▶ MATERIAL FOR THIS EXERCISE:
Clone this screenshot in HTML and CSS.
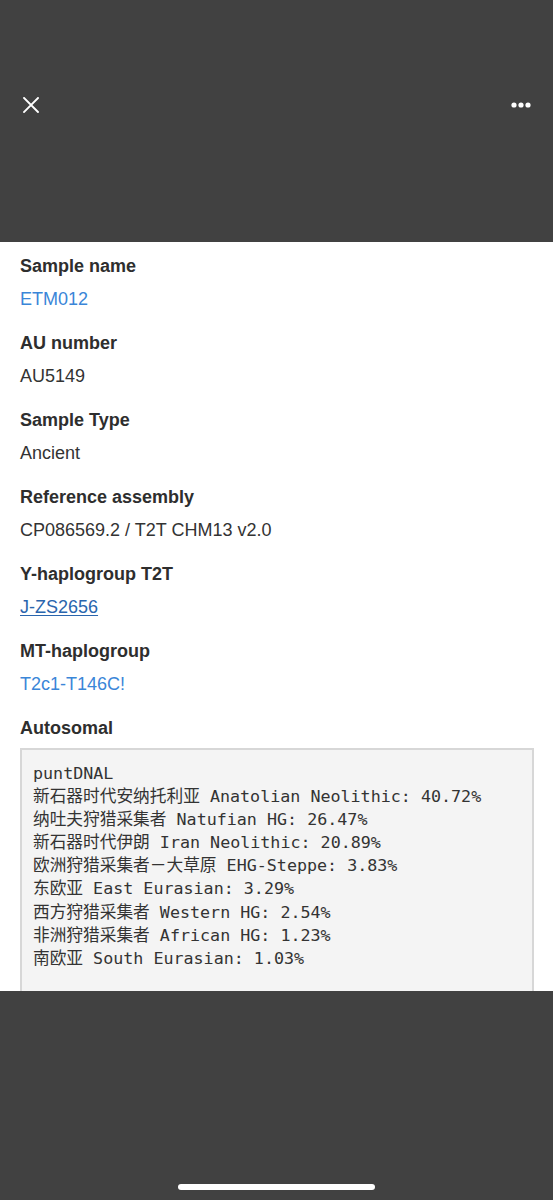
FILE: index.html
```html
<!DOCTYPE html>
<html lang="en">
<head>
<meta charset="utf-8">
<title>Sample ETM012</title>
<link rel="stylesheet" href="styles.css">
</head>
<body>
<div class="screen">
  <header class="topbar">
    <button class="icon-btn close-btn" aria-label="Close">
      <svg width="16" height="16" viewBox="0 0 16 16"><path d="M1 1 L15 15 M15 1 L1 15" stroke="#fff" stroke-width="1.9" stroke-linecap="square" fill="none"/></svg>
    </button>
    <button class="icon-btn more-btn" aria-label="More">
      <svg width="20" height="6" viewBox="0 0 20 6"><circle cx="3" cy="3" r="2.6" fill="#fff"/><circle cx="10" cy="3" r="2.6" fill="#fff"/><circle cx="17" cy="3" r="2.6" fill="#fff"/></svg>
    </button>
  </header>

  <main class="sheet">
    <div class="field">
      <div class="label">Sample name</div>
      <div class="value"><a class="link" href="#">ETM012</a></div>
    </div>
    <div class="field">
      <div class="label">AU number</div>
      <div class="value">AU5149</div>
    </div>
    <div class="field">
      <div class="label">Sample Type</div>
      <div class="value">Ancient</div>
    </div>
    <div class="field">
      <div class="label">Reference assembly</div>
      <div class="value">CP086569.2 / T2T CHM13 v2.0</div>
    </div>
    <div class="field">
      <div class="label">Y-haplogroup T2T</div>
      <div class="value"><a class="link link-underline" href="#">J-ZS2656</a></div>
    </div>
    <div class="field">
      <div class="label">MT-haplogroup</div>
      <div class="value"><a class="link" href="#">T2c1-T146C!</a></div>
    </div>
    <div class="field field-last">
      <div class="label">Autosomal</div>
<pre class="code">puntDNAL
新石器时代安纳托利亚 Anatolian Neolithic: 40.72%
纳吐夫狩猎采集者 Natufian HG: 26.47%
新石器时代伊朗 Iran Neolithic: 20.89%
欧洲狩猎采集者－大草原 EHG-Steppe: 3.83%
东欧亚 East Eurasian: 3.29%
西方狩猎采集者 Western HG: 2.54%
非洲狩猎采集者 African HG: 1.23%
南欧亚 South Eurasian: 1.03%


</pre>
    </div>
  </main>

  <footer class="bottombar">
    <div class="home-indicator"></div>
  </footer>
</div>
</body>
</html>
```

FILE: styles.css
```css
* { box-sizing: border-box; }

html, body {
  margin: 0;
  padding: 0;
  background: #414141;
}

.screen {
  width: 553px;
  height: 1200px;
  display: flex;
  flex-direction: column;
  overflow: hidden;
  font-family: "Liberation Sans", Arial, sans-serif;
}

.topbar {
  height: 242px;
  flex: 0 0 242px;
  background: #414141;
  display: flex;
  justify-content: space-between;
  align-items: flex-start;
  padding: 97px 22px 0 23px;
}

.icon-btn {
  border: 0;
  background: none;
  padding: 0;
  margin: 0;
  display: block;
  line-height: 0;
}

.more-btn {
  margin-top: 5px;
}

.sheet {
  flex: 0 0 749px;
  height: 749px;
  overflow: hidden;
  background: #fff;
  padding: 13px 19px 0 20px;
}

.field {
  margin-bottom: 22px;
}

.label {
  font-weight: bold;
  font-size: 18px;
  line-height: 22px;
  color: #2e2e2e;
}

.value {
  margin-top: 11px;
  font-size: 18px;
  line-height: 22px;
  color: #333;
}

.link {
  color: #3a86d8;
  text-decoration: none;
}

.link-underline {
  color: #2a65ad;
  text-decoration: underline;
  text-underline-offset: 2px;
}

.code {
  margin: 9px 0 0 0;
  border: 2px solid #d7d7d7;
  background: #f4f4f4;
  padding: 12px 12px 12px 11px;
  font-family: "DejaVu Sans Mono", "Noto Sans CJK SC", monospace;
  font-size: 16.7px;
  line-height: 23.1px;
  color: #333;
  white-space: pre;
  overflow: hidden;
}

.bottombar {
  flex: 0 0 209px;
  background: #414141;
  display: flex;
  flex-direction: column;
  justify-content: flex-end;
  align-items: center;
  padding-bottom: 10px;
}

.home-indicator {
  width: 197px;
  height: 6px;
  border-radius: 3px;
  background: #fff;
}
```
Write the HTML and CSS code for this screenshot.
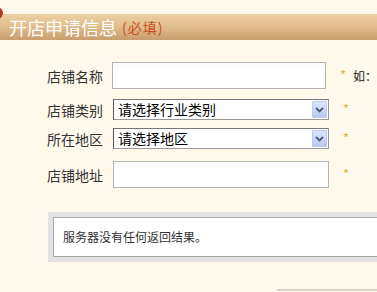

▶ EXERCISE BRIEF:
Reproduce each entry precisely. Leave the pictures out.

▶ COMPLETE OUTPUT:
Clone this screenshot in HTML and CSS.
FILE: index.html
```html
<!DOCTYPE html>
<html lang="en">
<head>
<meta charset="utf-8">
<title>Sample ETM012</title>
<link rel="stylesheet" href="styles.css">
</head>
<body>
<div class="screen">
  <header class="topbar">
    <button class="icon-btn close-btn" aria-label="Close">
      <svg width="16" height="16" viewBox="0 0 16 16"><path d="M1 1 L15 15 M15 1 L1 15" stroke="#fff" stroke-width="1.9" stroke-linecap="square" fill="none"/></svg>
    </button>
    <button class="icon-btn more-btn" aria-label="More">
      <svg width="20" height="6" viewBox="0 0 20 6"><circle cx="3" cy="3" r="2.6" fill="#fff"/><circle cx="10" cy="3" r="2.6" fill="#fff"/><circle cx="17" cy="3" r="2.6" fill="#fff"/></svg>
    </button>
  </header>

  <main class="sheet">
    <div class="field">
      <div class="label">Sample name</div>
      <div class="value"><a class="link" href="#">ETM012</a></div>
    </div>
    <div class="field">
      <div class="label">AU number</div>
      <div class="value">AU5149</div>
    </div>
    <div class="field">
      <div class="label">Sample Type</div>
      <div class="value">Ancient</div>
    </div>
    <div class="field">
      <div class="label">Reference assembly</div>
      <div class="value">CP086569.2 / T2T CHM13 v2.0</div>
    </div>
    <div class="field">
      <div class="label">Y-haplogroup T2T</div>
      <div class="value"><a class="link link-underline" href="#">J-ZS2656</a></div>
    </div>
    <div class="field">
      <div class="label">MT-haplogroup</div>
      <div class="value"><a class="link" href="#">T2c1-T146C!</a></div>
    </div>
    <div class="field field-last">
      <div class="label">Autosomal</div>
<pre class="code">puntDNAL
新石器时代安纳托利亚 Anatolian Neolithic: 40.72%
纳吐夫狩猎采集者 Natufian HG: 26.47%
新石器时代伊朗 Iran Neolithic: 20.89%
欧洲狩猎采集者－大草原 EHG-Steppe: 3.83%
东欧亚 East Eurasian: 3.29%
西方狩猎采集者 Western HG: 2.54%
非洲狩猎采集者 African HG: 1.23%
南欧亚 South Eurasian: 1.03%


</pre>
    </div>
  </main>

  <footer class="bottombar">
    <div class="home-indicator"></div>
  </footer>
</div>
</body>
</html>
```

FILE: styles.css
```css
* { box-sizing: border-box; }

html, body {
  margin: 0;
  padding: 0;
  background: #414141;
}

.screen {
  width: 553px;
  height: 1200px;
  display: flex;
  flex-direction: column;
  overflow: hidden;
  font-family: "Liberation Sans", Arial, sans-serif;
}

.topbar {
  height: 242px;
  flex: 0 0 242px;
  background: #414141;
  display: flex;
  justify-content: space-between;
  align-items: flex-start;
  padding: 97px 22px 0 23px;
}

.icon-btn {
  border: 0;
  background: none;
  padding: 0;
  margin: 0;
  display: block;
  line-height: 0;
}

.more-btn {
  margin-top: 5px;
}

.sheet {
  flex: 0 0 749px;
  height: 749px;
  overflow: hidden;
  background: #fff;
  padding: 13px 19px 0 20px;
}

.field {
  margin-bottom: 22px;
}

.label {
  font-weight: bold;
  font-size: 18px;
  line-height: 22px;
  color: #2e2e2e;
}

.value {
  margin-top: 11px;
  font-size: 18px;
  line-height: 22px;
  color: #333;
}

.link {
  color: #3a86d8;
  text-decoration: none;
}

.link-underline {
  color: #2a65ad;
  text-decoration: underline;
  text-underline-offset: 2px;
}

.code {
  margin: 9px 0 0 0;
  border: 2px solid #d7d7d7;
  background: #f4f4f4;
  padding: 12px 12px 12px 11px;
  font-family: "DejaVu Sans Mono", "Noto Sans CJK SC", monospace;
  font-size: 16.7px;
  line-height: 23.1px;
  color: #333;
  white-space: pre;
  overflow: hidden;
}

.bottombar {
  flex: 0 0 209px;
  background: #414141;
  display: flex;
  flex-direction: column;
  justify-content: flex-end;
  align-items: center;
  padding-bottom: 10px;
}

.home-indicator {
  width: 197px;
  height: 6px;
  border-radius: 3px;
  background: #fff;
}
```
Write the HTML and CSS code for this screenshot.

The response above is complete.